A temporary, updated policy was released last year, but it still widely allows officers to run after people. It’s been criticized by activists who say the temporary policy didn’t fix glaring issues with foot chases.
“The temporary foot pursuit policy suggests the officer should have never drawn his weapon,” Hart said. “You should not have your firearm out and carrying it in pointed at anybody during the foot pursuit.”
That failure to implement a clear policy governing foot chases contributed to the shooting, the family’s lawyers said. Attorneys representing the family of Anthony Alvarez, fatally shot by an officer in Portage Park in March 2021, have made similar claims in their lawsuit against the city.
A court monitor in April also noted the department’s failure to enact a foot pursuit policy.
“How many Black and Brown individuals need to be shot, killed or severely injured… for the city of Chicago to implement a real foot pursuit policy?” Stroth said.
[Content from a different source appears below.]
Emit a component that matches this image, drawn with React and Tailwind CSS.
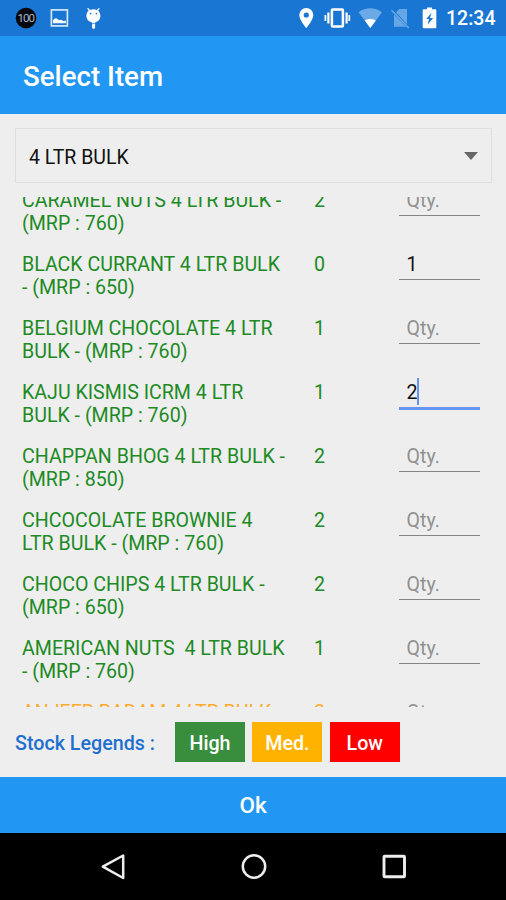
const ITEMS = [
  { id: 1, lines: ["CARAMEL NUTS 4 LTR BULK -", "(MRP : 760)"], stock: 2, level: "high" },
  { id: 2, lines: ["BLACK CURRANT 4 LTR BULK", "- (MRP : 650)"], stock: 0, level: "high", qty: "1" },
  { id: 3, lines: ["BELGIUM CHOCOLATE 4 LTR", "BULK - (MRP : 760)"], stock: 1, level: "high" },
  { id: 4, lines: ["KAJU KISMIS ICRM 4 LTR", "BULK - (MRP : 760)"], stock: 1, level: "high", qty: "2", focused: true },
  { id: 5, lines: ["CHAPPAN BHOG 4 LTR BULK -", "(MRP : 850)"], stock: 2, level: "high" },
  { id: 6, lines: ["CHCOCOLATE BROWNIE 4", "LTR BULK - (MRP : 760)"], stock: 2, level: "high" },
  { id: 7, lines: ["CHOCO CHIPS 4 LTR BULK -", "(MRP : 650)"], stock: 2, level: "high" },
  { id: 8, lines: ["AMERICAN NUTS  4 LTR BULK", "- (MRP : 760)"], stock: 1, level: "high" },
  { id: 9, lines: ["ANJEER BADAM 4 LTR BULK"], stock: 2, level: "med" },
];

const LEVEL_COLORS = {
  high: "text-[#208a24]",
  med: "text-[#ffab2e]",
};

const LEGENDS = [
  { label: "High", className: "bg-[#388e3c]" },
  { label: "Med.", className: "bg-[#ffb300]" },
  { label: "Low", className: "bg-[#ff0000]" },
];

function StatusBar() {
  return (
    <div className="flex h-[35.5px] items-start bg-[#1976d2] text-white">
      <svg className="ml-[15px] h-9 w-[22px]" viewBox="15 0 22 36">
        <circle cx="26" cy="18" r="10.3" fill="#05070c" />
        <text x="25.8" y="22.2" textAnchor="middle" fontSize="11.5" letterSpacing="-0.9" fill="#a9b4c6" fontFamily="Roboto, sans-serif">
          100
        </text>
      </svg>
      <svg className="ml-[13px] h-9 w-[19px]" viewBox="50 0 19 36">
        <rect x="51.4" y="9.9" width="16" height="16" fill="none" stroke="#d5e8fa" strokeWidth="1.7" />
        <path d="M53 23.2v-2.9q2.3-3.4 4.6-1.3l1.2 1.2q2-1.2 3.7.2 1.8 1 3.300.2v2.600z" fill="currentColor" />
      </svg>
      <svg className="ml-4 h-9 w-[18px]" viewBox="85 0 18 36">
        <path d="M88 8.6l2 2.8M98.9 8.6l-2 2.8" stroke="currentColor" strokeWidth="1.3" strokeLinecap="round" />
        <path d="M93.4 9.3c4.2 0 7 2.8 7 6.5 0 3.5-2.3 6-5.3 6.6v5.1c0 1.8-3 1.8-3 0v-5.1c-3.3-.6-5.7-3.1-5.7-6.6 0-3.7 2.8-6.5 7-6.5z" fill="currentColor" />
        <circle cx="90.6" cy="13.6" r=".9" fill="#1976d2" />
        <circle cx="96.4" cy="13.6" r=".9" fill="#1976d2" />
        <path d="M92 23.6h3.2" stroke="#1976d2" strokeWidth=".7" />
      </svg>

      <svg className="ml-auto h-9 w-4" viewBox="298 0 16 36">
        <path
          fillRule="evenodd"
          d="M306.3 8a7 7 0 0 0-7 7c0 5 7 13 7 13s7-8 7-13a7 7 0 0 0-7-7zm0 4.4a2.6 2.6 0 1 1 0 5.2 2.6 2.6 0 0 1 0-5.2z"
          fill="currentColor"
        />
      </svg>
      <svg className="ml-2.5 h-9 w-7" viewBox="324 0 28 36">
        <rect x="331.9" y="9.4" width="11" height="17.2" rx=".8" fill="none" stroke="currentColor" strokeWidth="2.5" />
        <path d="M328.4 12.5v11M346.6 12.5v11" stroke="currentColor" strokeWidth="2.2" />
        <path d="M325.4 15v6M349.3 15v6" stroke="currentColor" strokeWidth="1.8" />
      </svg>
      <svg className="ml-1.5 h-9 w-6" viewBox="358 0 24 36">
        <path d="M358.5 12.3c7-5.5 16.5-5.5 23.5 0L370.3 28z" fill="#6baae7" />
        <path d="M364.8 20.5c3.3-2 7.7-2 11 0L370.3 28z" fill="currentColor" />
      </svg>
      <svg className="ml-2 h-9 w-5" viewBox="390 0 20 36">
        <path d="M399.2 9h7.8v15.200L396 12.600zM394 14.500l12.300 12.300H394z" fill="#64a6e6" />
        <path d="M391.500 10.300L408.800 28" stroke="#6baae7" strokeWidth="1.500" />
      </svg>
      <svg className="ml-3 h-9 w-[15px]" viewBox="422 0 15 36">
        <path
          fillRule="evenodd"
          d="M427 7.500h5v1.800h3.300q1 0 1 1v17q0 1-1 1h-11.600q-1 0-1-1v-17q0-1 1-1h3.300zM431.500 12.800l-5.300 6.200h2.900l-1.500 5.700 5.600-6.800h-3.200z"
          fill="currentColor"
        />
      </svg>
      <span className="ml-[9px] w-[60px] text-[19.5px] leading-[38px] font-medium whitespace-nowrap">12:34</span>
    </div>
  );
}

function QtyField({ value, focused }) {
  return (
    <div
      className={
        focused
          ? "relative h-[29px] w-[81.5px] border-b-3 border-[#6694f0]"
          : "relative h-[27px] w-[81.5px] border-b border-[#858585]"
      }
    >
      <div className="flex h-[23px] pl-2">
        {value ? (
          <span className="text-[#111]">{value}</span>
        ) : (
          <span className="text-[#929292]">Qty.</span>
        )}
      </div>
      {focused && <span className="absolute top-[-3px] left-[18.5px] h-[27px] w-[2px] bg-[#6694f0]" />}
    </div>
  );
}

function ItemRow({ item }) {
  return (
    <div className={`flex h-16 items-start pl-[22px] ${LEVEL_COLORS[item.level]}`}>
      <div className="w-[292px] whitespace-pre">
        {item.lines.map((line) => (
          <div key={line}>{line}</div>
        ))}
      </div>
      <div className="w-[84.5px]">{item.stock}</div>
      <QtyField value={item.qty} focused={item.focused} />
    </div>
  );
}

function NavBar() {
  return (
    <div className="flex h-[67px] items-center justify-center gap-[112px] bg-black pl-px">
      <svg className="h-7 w-7" viewBox="0 0 28 28" fill="none" stroke="#eee" strokeWidth="2.5" strokeLinejoin="round">
        <path d="M23.2 2.5v22.5L2.8 13.7z" />
      </svg>
      <svg className="h-7 w-7" viewBox="0 0 28 28" fill="none" stroke="#eee" strokeWidth="2.5">
        <circle cx="14" cy="13.5" r="11.2" />
      </svg>
      <svg className="h-7 w-7" viewBox="0 0 28 28" fill="none" stroke="#eee" strokeWidth="2.9">
        <rect x="4" y="3.2" width="20.5" height="20.5" rx=".8" />
      </svg>
    </div>
  );
}

export default function App() {
  return (
    <div className="flex h-[900px] w-[506px] flex-col overflow-hidden bg-[#eeeeee] font-['Roboto',sans-serif]">
      <StatusBar />
      <header className="flex h-[78.5px] items-center bg-[#2196f3] pt-1 pl-[23px] text-[27.7px] font-medium text-white">
        Select Item
      </header>

      <div className="mr-[14px] ml-[15px] mt-[14px] flex h-[55px] items-center justify-between border border-[#dde0dd] pt-[5px] pr-[13px] pl-[13px] text-[19.5px] text-[#111]">
        <span>4 LTR BULK</span>
        <svg className="mb-[5px] h-2 w-[14px]" viewBox="0 0 14 8">
          <path d="M0 0h14L7 8z" fill="#666" />
        </svg>
      </div>

      <div className="mt-[14px] h-[510px] overflow-hidden text-[19.6px] leading-[23px]">
        <div className="-mt-[8px]">
          {ITEMS.map((item) => (
            <ItemRow key={item.id} item={item} />
          ))}
        </div>
      </div>

      <div className="flex h-[70px] items-start pt-[15px] pl-[15px]">
        <div className="w-[160px] text-[19.7px] leading-[43px] font-medium text-[#1f6fd0]">Stock Legends :</div>
        <div className="flex gap-[7.4px]">
          {LEGENDS.map((legend) => (
            <div
              key={legend.label}
              className={`h-10 w-[70px] text-center text-[19.7px] leading-[43px] font-medium text-white ${legend.className}`}
            >
              {legend.label}
            </div>
          ))}
        </div>
      </div>

      <button className="h-[56px] bg-[#2196f3] pt-0.5 text-[22.5px] font-medium text-white">Ok</button>
      <NavBar />
    </div>
  );
}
Corbitt and her attorneys want the city to release body camera footage from the officer who fired the shot, surveillance video from the scene and “third-party” video collected by Civilian Office of Police Accountability investigators.
COPA officials previously have said the Juvenile Court Act prevents them from releasing the video because of the teen’s age. The agency cited the same provision in initially refusing to release video in Toledo’s shooting, but relented after intense public pressure.
“We 100 percent want the video made public,” Stroth said. “Many times in this city, they have tried to hide behind the Juvenile [Court] Act. The spirit of that law is to protect the parents. But Mrs. Corbitt wants the video released so people can see what happened to her baby.”
COPA and Chicago police declined comment. A spokesperson from the city’s law department said officials had not yet been served with the lawsuit and declined comment, citing pending litigation.
“I’m concerned about my child … I just wish he would have stayed in the house that day because now he might never walk again,” Corbitt said.